### WHAT THE TASK ASKS
Only the pictures are omitted; repeat all other data exactly.

### DATASET SECTION
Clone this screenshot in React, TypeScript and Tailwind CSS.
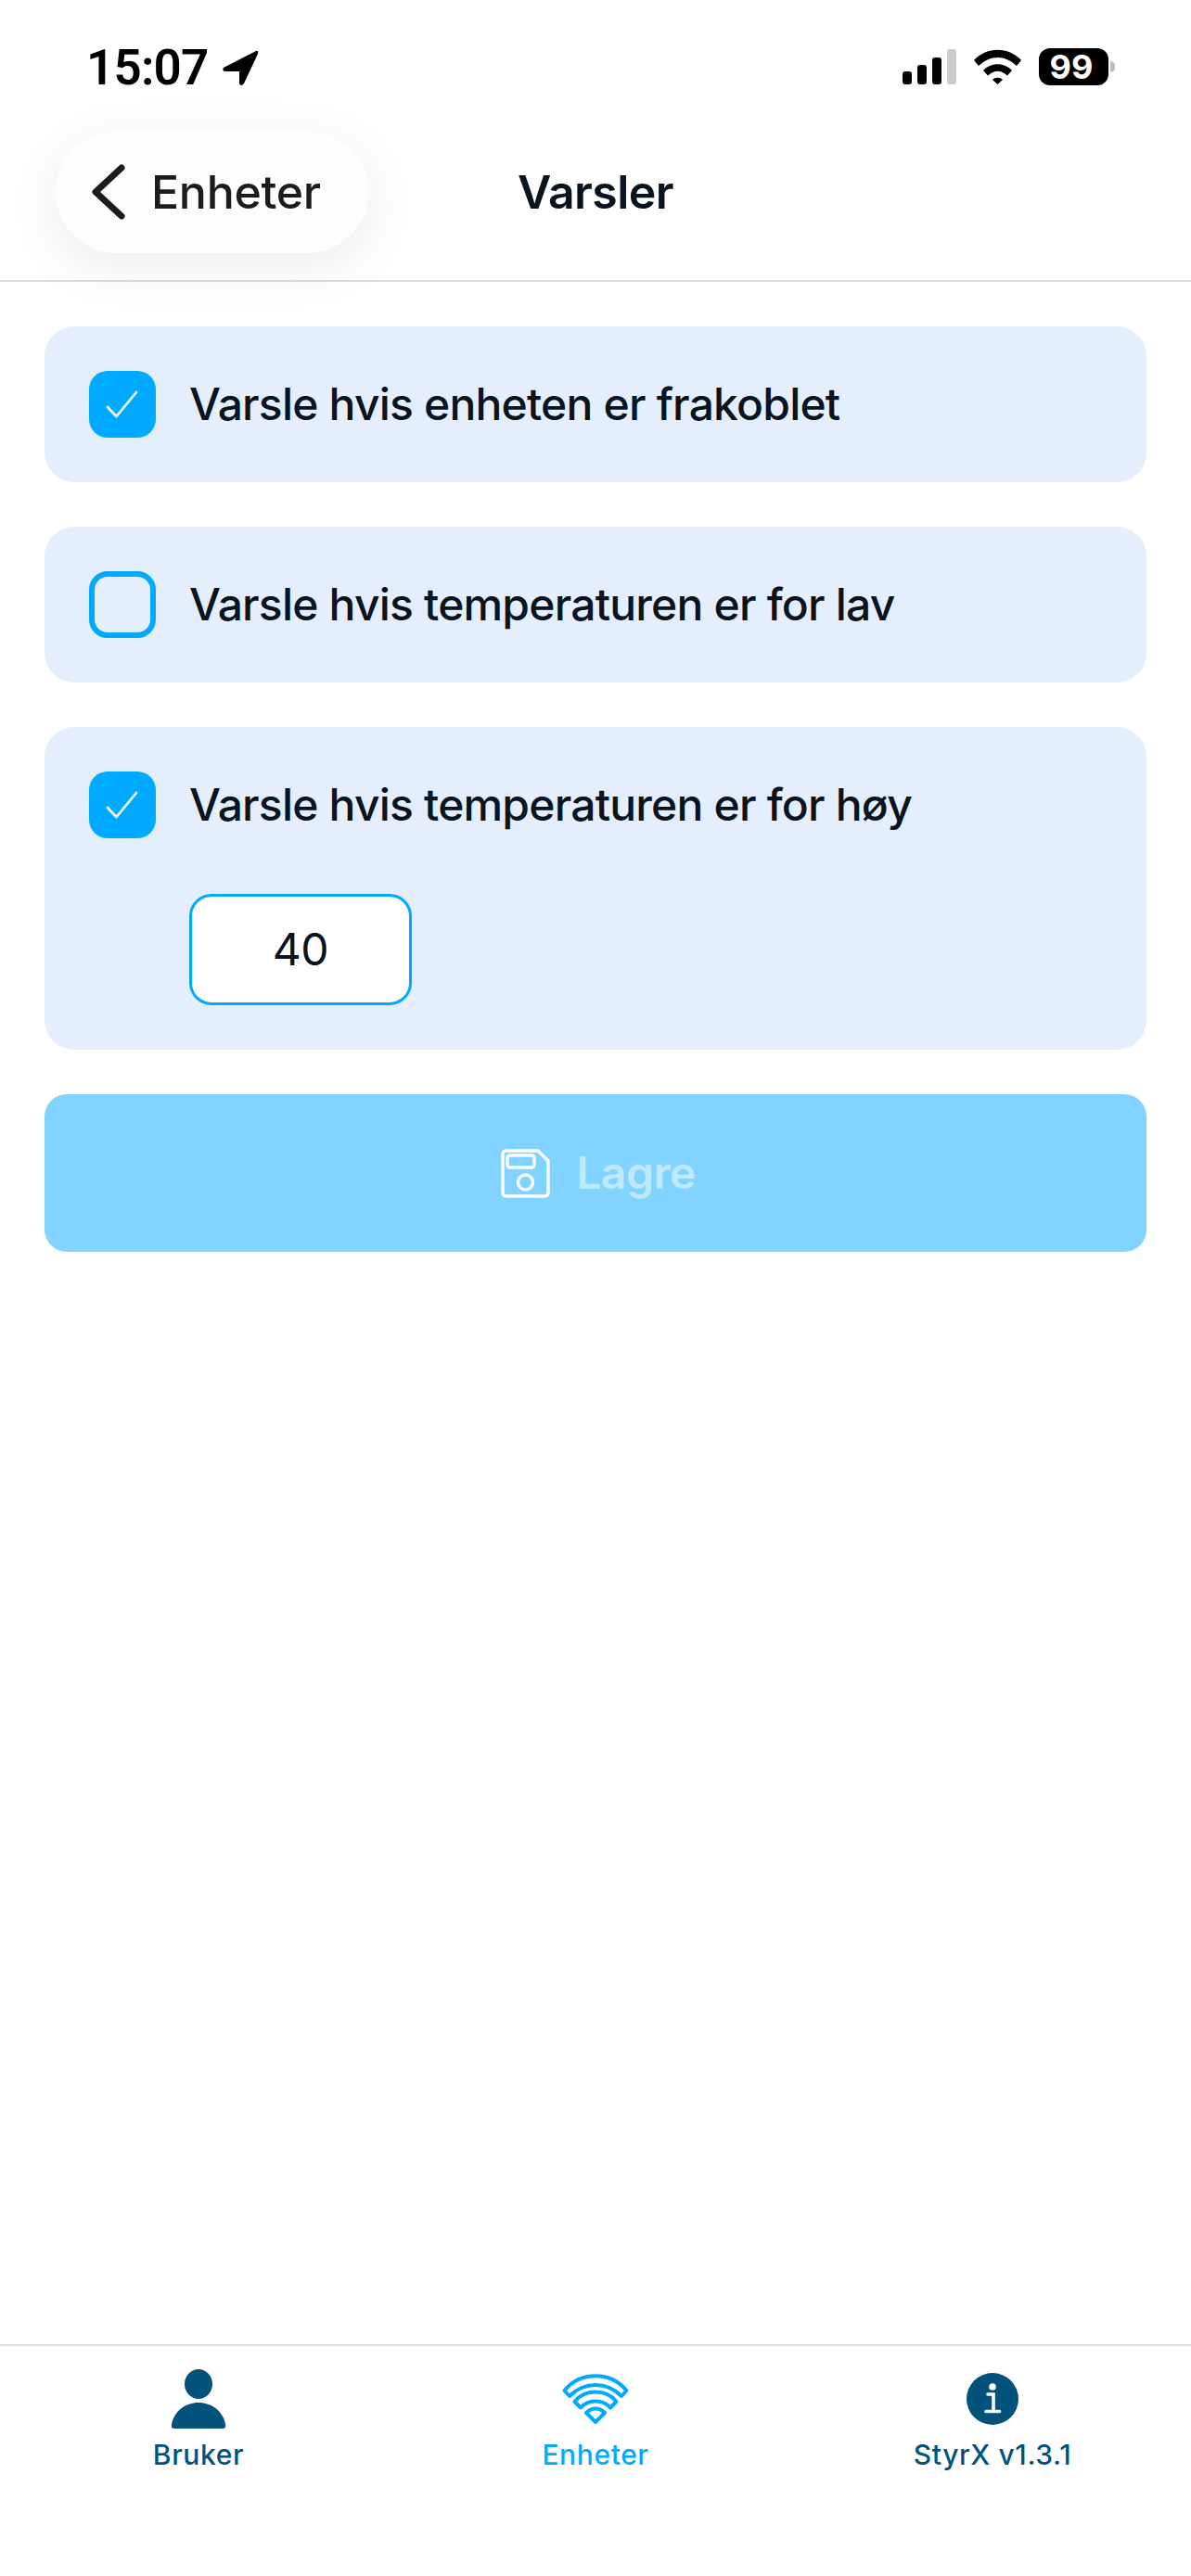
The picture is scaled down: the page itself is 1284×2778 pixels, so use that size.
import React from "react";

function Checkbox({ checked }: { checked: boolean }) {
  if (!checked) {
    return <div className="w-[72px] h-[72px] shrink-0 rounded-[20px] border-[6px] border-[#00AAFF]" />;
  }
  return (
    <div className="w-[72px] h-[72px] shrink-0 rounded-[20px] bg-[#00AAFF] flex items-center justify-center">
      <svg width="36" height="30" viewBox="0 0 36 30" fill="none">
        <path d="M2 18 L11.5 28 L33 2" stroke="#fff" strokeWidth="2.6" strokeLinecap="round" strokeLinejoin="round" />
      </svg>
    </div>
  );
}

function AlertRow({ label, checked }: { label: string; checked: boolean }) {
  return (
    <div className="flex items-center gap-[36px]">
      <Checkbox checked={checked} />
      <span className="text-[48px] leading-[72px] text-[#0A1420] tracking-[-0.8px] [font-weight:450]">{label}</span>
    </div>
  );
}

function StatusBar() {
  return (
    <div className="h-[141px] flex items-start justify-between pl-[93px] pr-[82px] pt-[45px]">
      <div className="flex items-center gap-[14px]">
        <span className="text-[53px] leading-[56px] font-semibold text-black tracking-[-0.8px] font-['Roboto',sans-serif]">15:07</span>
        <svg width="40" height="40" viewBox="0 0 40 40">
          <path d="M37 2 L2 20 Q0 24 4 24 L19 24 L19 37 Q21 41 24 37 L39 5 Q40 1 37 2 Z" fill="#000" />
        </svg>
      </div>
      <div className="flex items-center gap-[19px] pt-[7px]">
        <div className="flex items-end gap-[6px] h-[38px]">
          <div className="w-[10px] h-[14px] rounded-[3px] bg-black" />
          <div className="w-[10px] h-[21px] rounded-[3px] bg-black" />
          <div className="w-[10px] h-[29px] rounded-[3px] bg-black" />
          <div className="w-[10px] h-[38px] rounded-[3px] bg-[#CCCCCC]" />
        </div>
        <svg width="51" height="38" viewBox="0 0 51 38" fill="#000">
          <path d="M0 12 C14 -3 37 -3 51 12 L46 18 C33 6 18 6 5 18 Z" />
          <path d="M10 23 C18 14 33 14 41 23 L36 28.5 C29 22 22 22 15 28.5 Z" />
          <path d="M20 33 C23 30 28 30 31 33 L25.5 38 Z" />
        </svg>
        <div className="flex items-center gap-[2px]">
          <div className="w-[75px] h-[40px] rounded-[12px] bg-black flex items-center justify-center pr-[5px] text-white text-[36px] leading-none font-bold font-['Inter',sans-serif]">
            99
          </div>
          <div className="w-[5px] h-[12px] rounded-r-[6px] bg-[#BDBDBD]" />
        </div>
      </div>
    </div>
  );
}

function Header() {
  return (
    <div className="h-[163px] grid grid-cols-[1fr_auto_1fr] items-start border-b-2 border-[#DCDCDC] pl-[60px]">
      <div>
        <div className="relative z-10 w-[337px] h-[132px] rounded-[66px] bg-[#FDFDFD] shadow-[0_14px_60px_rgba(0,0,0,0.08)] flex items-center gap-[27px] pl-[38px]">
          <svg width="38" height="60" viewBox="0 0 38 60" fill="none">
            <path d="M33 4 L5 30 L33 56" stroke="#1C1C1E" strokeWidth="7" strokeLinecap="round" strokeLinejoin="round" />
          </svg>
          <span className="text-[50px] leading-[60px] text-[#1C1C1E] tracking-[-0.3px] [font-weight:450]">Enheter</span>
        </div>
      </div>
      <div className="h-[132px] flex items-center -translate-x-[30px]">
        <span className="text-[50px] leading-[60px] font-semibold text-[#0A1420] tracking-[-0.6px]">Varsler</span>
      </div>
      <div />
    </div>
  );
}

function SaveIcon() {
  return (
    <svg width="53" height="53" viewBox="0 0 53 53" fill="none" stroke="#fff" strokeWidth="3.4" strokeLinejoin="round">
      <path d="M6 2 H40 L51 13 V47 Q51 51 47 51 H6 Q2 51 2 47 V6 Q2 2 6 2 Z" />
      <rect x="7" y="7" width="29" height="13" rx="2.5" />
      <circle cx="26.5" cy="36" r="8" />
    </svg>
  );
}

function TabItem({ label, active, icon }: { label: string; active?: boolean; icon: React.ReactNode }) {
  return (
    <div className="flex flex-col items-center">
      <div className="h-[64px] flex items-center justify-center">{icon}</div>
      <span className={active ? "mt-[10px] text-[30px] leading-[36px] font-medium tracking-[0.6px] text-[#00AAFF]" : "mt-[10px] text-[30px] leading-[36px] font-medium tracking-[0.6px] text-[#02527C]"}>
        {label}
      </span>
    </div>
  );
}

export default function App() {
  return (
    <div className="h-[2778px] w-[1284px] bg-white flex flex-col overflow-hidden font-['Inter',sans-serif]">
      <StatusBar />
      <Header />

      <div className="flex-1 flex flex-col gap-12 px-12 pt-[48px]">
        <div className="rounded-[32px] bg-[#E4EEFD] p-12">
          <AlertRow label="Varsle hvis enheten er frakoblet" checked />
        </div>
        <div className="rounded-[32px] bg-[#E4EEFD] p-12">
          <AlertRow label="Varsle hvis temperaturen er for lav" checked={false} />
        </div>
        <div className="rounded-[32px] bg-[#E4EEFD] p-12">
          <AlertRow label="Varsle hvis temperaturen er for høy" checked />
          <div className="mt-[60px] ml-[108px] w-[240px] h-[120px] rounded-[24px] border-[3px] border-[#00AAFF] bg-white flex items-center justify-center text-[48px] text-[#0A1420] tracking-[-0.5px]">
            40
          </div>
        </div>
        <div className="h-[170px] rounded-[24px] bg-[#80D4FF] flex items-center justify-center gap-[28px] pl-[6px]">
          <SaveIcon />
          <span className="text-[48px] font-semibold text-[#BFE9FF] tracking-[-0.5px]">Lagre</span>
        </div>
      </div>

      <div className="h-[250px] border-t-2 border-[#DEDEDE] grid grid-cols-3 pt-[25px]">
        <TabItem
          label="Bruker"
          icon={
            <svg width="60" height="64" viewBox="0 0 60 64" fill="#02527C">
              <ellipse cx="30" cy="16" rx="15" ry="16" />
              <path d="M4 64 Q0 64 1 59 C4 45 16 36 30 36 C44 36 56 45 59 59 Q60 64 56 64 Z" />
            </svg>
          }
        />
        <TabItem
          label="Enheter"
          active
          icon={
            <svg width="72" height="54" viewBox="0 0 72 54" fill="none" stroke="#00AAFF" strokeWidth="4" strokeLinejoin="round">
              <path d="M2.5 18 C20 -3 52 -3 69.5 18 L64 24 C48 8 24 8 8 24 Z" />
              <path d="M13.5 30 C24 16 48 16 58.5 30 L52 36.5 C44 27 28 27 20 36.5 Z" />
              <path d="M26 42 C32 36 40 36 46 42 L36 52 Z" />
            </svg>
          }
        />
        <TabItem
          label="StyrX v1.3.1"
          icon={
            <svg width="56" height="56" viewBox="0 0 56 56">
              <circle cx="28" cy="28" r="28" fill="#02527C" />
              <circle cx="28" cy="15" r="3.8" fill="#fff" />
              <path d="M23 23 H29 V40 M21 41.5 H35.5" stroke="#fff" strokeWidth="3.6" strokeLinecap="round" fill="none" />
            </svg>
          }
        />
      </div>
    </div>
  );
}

### TASK RESPONSE
Clone this screenshot in React, TypeScript and Tailwind CSS.
The picture is scaled down: the page itself is 1284×2778 pixels, so use that size.
import React from "react";

function Checkbox({ checked }: { checked: boolean }) {
  if (!checked) {
    return <div className="w-[72px] h-[72px] shrink-0 rounded-[20px] border-[6px] border-[#00AAFF]" />;
  }
  return (
    <div className="w-[72px] h-[72px] shrink-0 rounded-[20px] bg-[#00AAFF] flex items-center justify-center">
      <svg width="36" height="30" viewBox="0 0 36 30" fill="none">
        <path d="M2 18 L11.5 28 L33 2" stroke="#fff" strokeWidth="2.6" strokeLinecap="round" strokeLinejoin="round" />
      </svg>
    </div>
  );
}

function AlertRow({ label, checked }: { label: string; checked: boolean }) {
  return (
    <div className="flex items-center gap-[36px]">
      <Checkbox checked={checked} />
      <span className="text-[48px] leading-[72px] text-[#0A1420] tracking-[-0.8px] [font-weight:450]">{label}</span>
    </div>
  );
}

function StatusBar() {
  return (
    <div className="h-[141px] flex items-start justify-between pl-[93px] pr-[82px] pt-[45px]">
      <div className="flex items-center gap-[14px]">
        <span className="text-[53px] leading-[56px] font-semibold text-black tracking-[-0.8px] font-['Roboto',sans-serif]">15:07</span>
        <svg width="40" height="40" viewBox="0 0 40 40">
          <path d="M37 2 L2 20 Q0 24 4 24 L19 24 L19 37 Q21 41 24 37 L39 5 Q40 1 37 2 Z" fill="#000" />
        </svg>
      </div>
      <div className="flex items-center gap-[19px] pt-[7px]">
        <div className="flex items-end gap-[6px] h-[38px]">
          <div className="w-[10px] h-[14px] rounded-[3px] bg-black" />
          <div className="w-[10px] h-[21px] rounded-[3px] bg-black" />
          <div className="w-[10px] h-[29px] rounded-[3px] bg-black" />
          <div className="w-[10px] h-[38px] rounded-[3px] bg-[#CCCCCC]" />
        </div>
        <svg width="51" height="38" viewBox="0 0 51 38" fill="#000">
          <path d="M0 12 C14 -3 37 -3 51 12 L46 18 C33 6 18 6 5 18 Z" />
          <path d="M10 23 C18 14 33 14 41 23 L36 28.5 C29 22 22 22 15 28.5 Z" />
          <path d="M20 33 C23 30 28 30 31 33 L25.5 38 Z" />
        </svg>
        <div className="flex items-center gap-[2px]">
          <div className="w-[75px] h-[40px] rounded-[12px] bg-black flex items-center justify-center pr-[5px] text-white text-[36px] leading-none font-bold font-['Inter',sans-serif]">
            99
          </div>
          <div className="w-[5px] h-[12px] rounded-r-[6px] bg-[#BDBDBD]" />
        </div>
      </div>
    </div>
  );
}

function Header() {
  return (
    <div className="h-[163px] grid grid-cols-[1fr_auto_1fr] items-start border-b-2 border-[#DCDCDC] pl-[60px]">
      <div>
        <div className="relative z-10 w-[337px] h-[132px] rounded-[66px] bg-[#FDFDFD] shadow-[0_14px_60px_rgba(0,0,0,0.08)] flex items-center gap-[27px] pl-[38px]">
          <svg width="38" height="60" viewBox="0 0 38 60" fill="none">
            <path d="M33 4 L5 30 L33 56" stroke="#1C1C1E" strokeWidth="7" strokeLinecap="round" strokeLinejoin="round" />
          </svg>
          <span className="text-[50px] leading-[60px] text-[#1C1C1E] tracking-[-0.3px] [font-weight:450]">Enheter</span>
        </div>
      </div>
      <div className="h-[132px] flex items-center -translate-x-[30px]">
        <span className="text-[50px] leading-[60px] font-semibold text-[#0A1420] tracking-[-0.6px]">Varsler</span>
      </div>
      <div />
    </div>
  );
}

function SaveIcon() {
  return (
    <svg width="53" height="53" viewBox="0 0 53 53" fill="none" stroke="#fff" strokeWidth="3.4" strokeLinejoin="round">
      <path d="M6 2 H40 L51 13 V47 Q51 51 47 51 H6 Q2 51 2 47 V6 Q2 2 6 2 Z" />
      <rect x="7" y="7" width="29" height="13" rx="2.5" />
      <circle cx="26.5" cy="36" r="8" />
    </svg>
  );
}

function TabItem({ label, active, icon }: { label: string; active?: boolean; icon: React.ReactNode }) {
  return (
    <div className="flex flex-col items-center">
      <div className="h-[64px] flex items-center justify-center">{icon}</div>
      <span className={active ? "mt-[10px] text-[30px] leading-[36px] font-medium tracking-[0.6px] text-[#00AAFF]" : "mt-[10px] text-[30px] leading-[36px] font-medium tracking-[0.6px] text-[#02527C]"}>
        {label}
      </span>
    </div>
  );
}

export default function App() {
  return (
    <div className="h-[2778px] w-[1284px] bg-white flex flex-col overflow-hidden font-['Inter',sans-serif]">
      <StatusBar />
      <Header />

      <div className="flex-1 flex flex-col gap-12 px-12 pt-[48px]">
        <div className="rounded-[32px] bg-[#E4EEFD] p-12">
          <AlertRow label="Varsle hvis enheten er frakoblet" checked />
        </div>
        <div className="rounded-[32px] bg-[#E4EEFD] p-12">
          <AlertRow label="Varsle hvis temperaturen er for lav" checked={false} />
        </div>
        <div className="rounded-[32px] bg-[#E4EEFD] p-12">
          <AlertRow label="Varsle hvis temperaturen er for høy" checked />
          <div className="mt-[60px] ml-[108px] w-[240px] h-[120px] rounded-[24px] border-[3px] border-[#00AAFF] bg-white flex items-center justify-center text-[48px] text-[#0A1420] tracking-[-0.5px]">
            40
          </div>
        </div>
        <div className="h-[170px] rounded-[24px] bg-[#80D4FF] flex items-center justify-center gap-[28px] pl-[6px]">
          <SaveIcon />
          <span className="text-[48px] font-semibold text-[#BFE9FF] tracking-[-0.5px]">Lagre</span>
        </div>
      </div>

      <div className="h-[250px] border-t-2 border-[#DEDEDE] grid grid-cols-3 pt-[25px]">
        <TabItem
          label="Bruker"
          icon={
            <svg width="60" height="64" viewBox="0 0 60 64" fill="#02527C">
              <ellipse cx="30" cy="16" rx="15" ry="16" />
              <path d="M4 64 Q0 64 1 59 C4 45 16 36 30 36 C44 36 56 45 59 59 Q60 64 56 64 Z" />
            </svg>
          }
        />
        <TabItem
          label="Enheter"
          active
          icon={
            <svg width="72" height="54" viewBox="0 0 72 54" fill="none" stroke="#00AAFF" strokeWidth="4" strokeLinejoin="round">
              <path d="M2.5 18 C20 -3 52 -3 69.5 18 L64 24 C48 8 24 8 8 24 Z" />
              <path d="M13.5 30 C24 16 48 16 58.5 30 L52 36.5 C44 27 28 27 20 36.5 Z" />
              <path d="M26 42 C32 36 40 36 46 42 L36 52 Z" />
            </svg>
          }
        />
        <TabItem
          label="StyrX v1.3.1"
          icon={
            <svg width="56" height="56" viewBox="0 0 56 56">
              <circle cx="28" cy="28" r="28" fill="#02527C" />
              <circle cx="28" cy="15" r="3.8" fill="#fff" />
              <path d="M23 23 H29 V40 M21 41.5 H35.5" stroke="#fff" strokeWidth="3.6" strokeLinecap="round" fill="none" />
            </svg>
          }
        />
      </div>
    </div>
  );
}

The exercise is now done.